Em primeiro lugar, de ver pela primeira vez ou rever essas obras marcantes com o devido distanciamento que a história proporciona adquirindo ou sedimentando conhecimentos específicos sobre a arte cinematográfica no seu ambiente insubstituível, ou seja, a sala de um cinema. Estilos de direção, de interpretação, planos, cor, luz, equipamentos, novas técnicas que vão sendo incorporadas etc. Para citar um exemplo singelo: Yasuhiro Ozu, notável cineasta japonês dos anos 1950, para conseguir maior intimismo e proximidade nas cenas em que os personagens conversavam sentados no tatami - e essas cenas se repetiam inúmeras vezes em alguns de seus filmes - corta pela metade as pernas de sustentação da câmera, deixando-a no mesmo nível dos personagens, inaugurando com esse simples ato um novo plano de fotografia que passa a ser usado regularmente.
Depois, pela condição inegável do cinema como meio de registro histórico. Sua trajetória marca de forma inequívoca momentos importantíssimos da história, seja através da reconstrução de épocas, seja pelo próprio cenário em que se desenrola a trama e que, algumas vezes, adquire interesse maior do que o próprio enredo. O expressionismo alemão, o neo-realismo italiano, o Cinema Novo brasileiro, o realismo japonês depois de Hiroshima e Nagasaki, a purgação americana no amargo retorno pós-Vietnã, para citar apenas alguns exemplos, são um produto e refletem as condições sociais e políticas de um dado momento histórico das sociedades em que foram concebidos.
Além disso, o caráter autoral desses filmes faz de seu diretor responsável por uma tese, por uma visão de mundo, uma intervenção que o qualifica como verdadeiro cientista social cujo produto é revisto e analisado, criticamente, para as devidas comparações com o momento atual, revelando-se, muitas vezes , de impressionante atualidade.

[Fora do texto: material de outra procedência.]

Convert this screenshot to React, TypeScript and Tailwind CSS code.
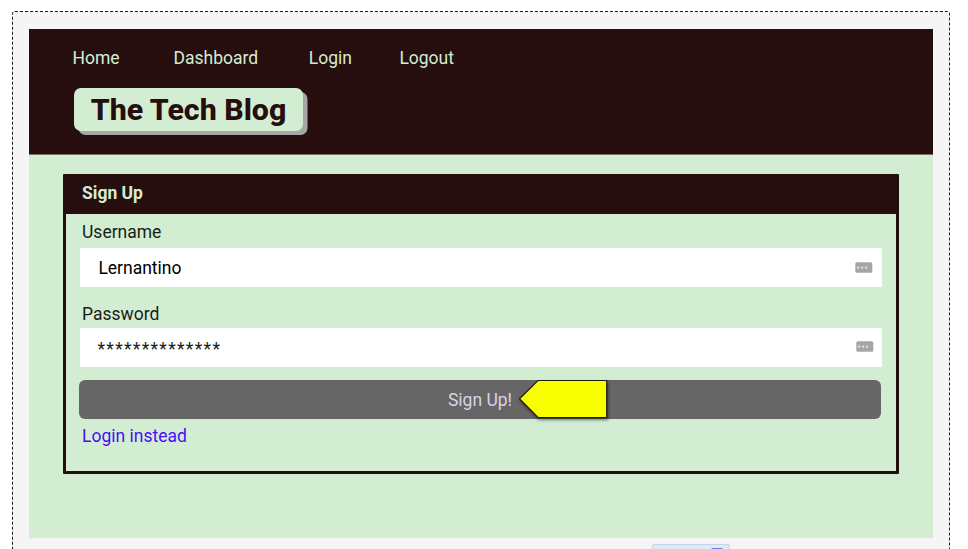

Jules e Jim e Os Incompreendidos, de Truffaut; Passageiro, Profissão Repórter e A Noite, de Antonioni; O Leopardo e Morte em Veneza, de Visconti; O Sétimo Selo, Morangos Silvestres e Persona, de Bergman; A Doce Vida, de Fellini; Bonequinha de Luxo, de Blake Edwards; A Regra do Jogo, de Jean Renoir; Testemunha de Acusação, de Wilder; A Marca da Maldade, de Welles; Lolita, de Kubrick; A Malvada, de Mankiewicz; Nós que nos Amávamos Tanto, de Etore Scola, são alguns dos filmes exibidos nesse período. Certamente outros virão para nos proporcionar essa janela do tempo, esse reencontro com épocas e situações vividas ou imaginadas que se renovam nas histórias escritas pelas competentes câmeras dos grandes artistas do cinema.